Runners only concerned with times gone by
KRISTIN EDGE |
Tuesday, November 14, 2006 14:52
It was a slow stroll down memory lane for 84-year-old Kay Taylor.
The former Rotorua speedster was one of about 200 runners and cyclists who gathered in Rotorua to celebrate the 75th Jubilee of athletics and cycling in the Rotorua region.
Taylor and his wife, 78-year-old Nola, joined a group of walkers and meandered their way through the Redwoods over the weekend.
It was a chance for Taylor, the oldest member of the club, to reminisce about the early years.
"There are not many of my generation around these days.
"I can remember there were three of us and we used to come out in the forest and we would go as far as the Rotoma hills.
"I don't think I'd be able to do that these days," Taylor, a World War II airforce veteran, said.
Taylor was the official time keeper for the Rotorua Marathon for 40 years and before the computer era Nola would write down the competitors' placings and times.
"Back in the old days we didn't have computers or electronic timing.
"I used to write down all the times and names," Nola said.
While he watched more than four decades of his home town marathon, Taylor never managed to run in one himself.
One runner revelling in the jubilee celebrations was Colin Smyth who had run 42 Rotorua marathons.
"This is brilliant just catching up with people I haven't seen for 30 years is great.
"Back then they were skinny now some of them are fat and hard to recognise," Smyth said.
The winner of the first official Fletcher Marathon in 1965 was Dave Heine.
Heine was a member of the Rotorua Athletics Club at the time and remembers the race being very informal.
"I wasn't a marathon runner, I was doing miles and half mile races and it was a training run."
Back in those days the course was run in a anti-clockwise direction which Heine reckons would be easier for runners.
"It was definitely the highlight of my marathon career," Heine said.
The engineer, now living in Hamilton, still does a bit of jogging but admits if he can run for 30 minutes "well it's a good day".

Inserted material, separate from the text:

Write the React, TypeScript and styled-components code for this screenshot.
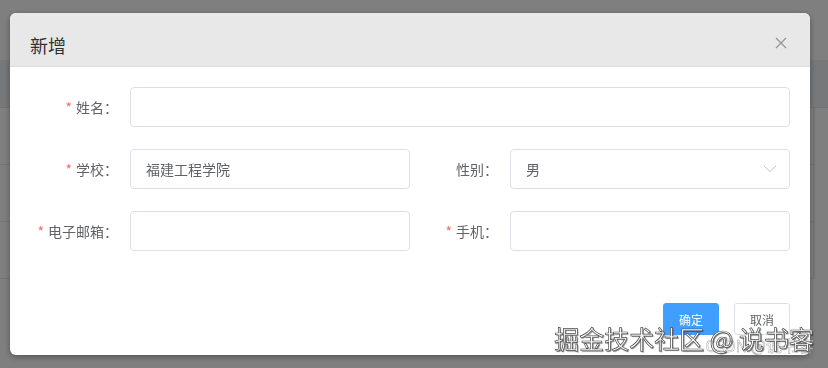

Former road cyclist Eddie Maddern remembered the "good old days" of three-geared road bikes.
"Gears are superfluous. It's who is in the saddle that counts," the 76-year-old said.
"We didn't know anything about this mountainbiking. There was nothing like it in my day."
The Lake City Athletic Club was formed in 1991 with the amalgamation of the Ngongotaha Track Club, Sulphur City Runners, Rotorua Joggers, Rotorua Athletic Club and Rotorua Amateur Athletics Cycling and Harrier club.
The Jubilee weekend activities included a formal dinner at Skyline Skyrides, a mix and mingle to look at memorabilia and a run and walk through the Redwoods.
Jubilee committee member Pat Smyth said the weekend had been the result of 18 months' planning.
There had been a flurry of late starters wanting to be part of the celebrations.
"The committee has met every month for the last year and to see everyone here has made it all worthwhile."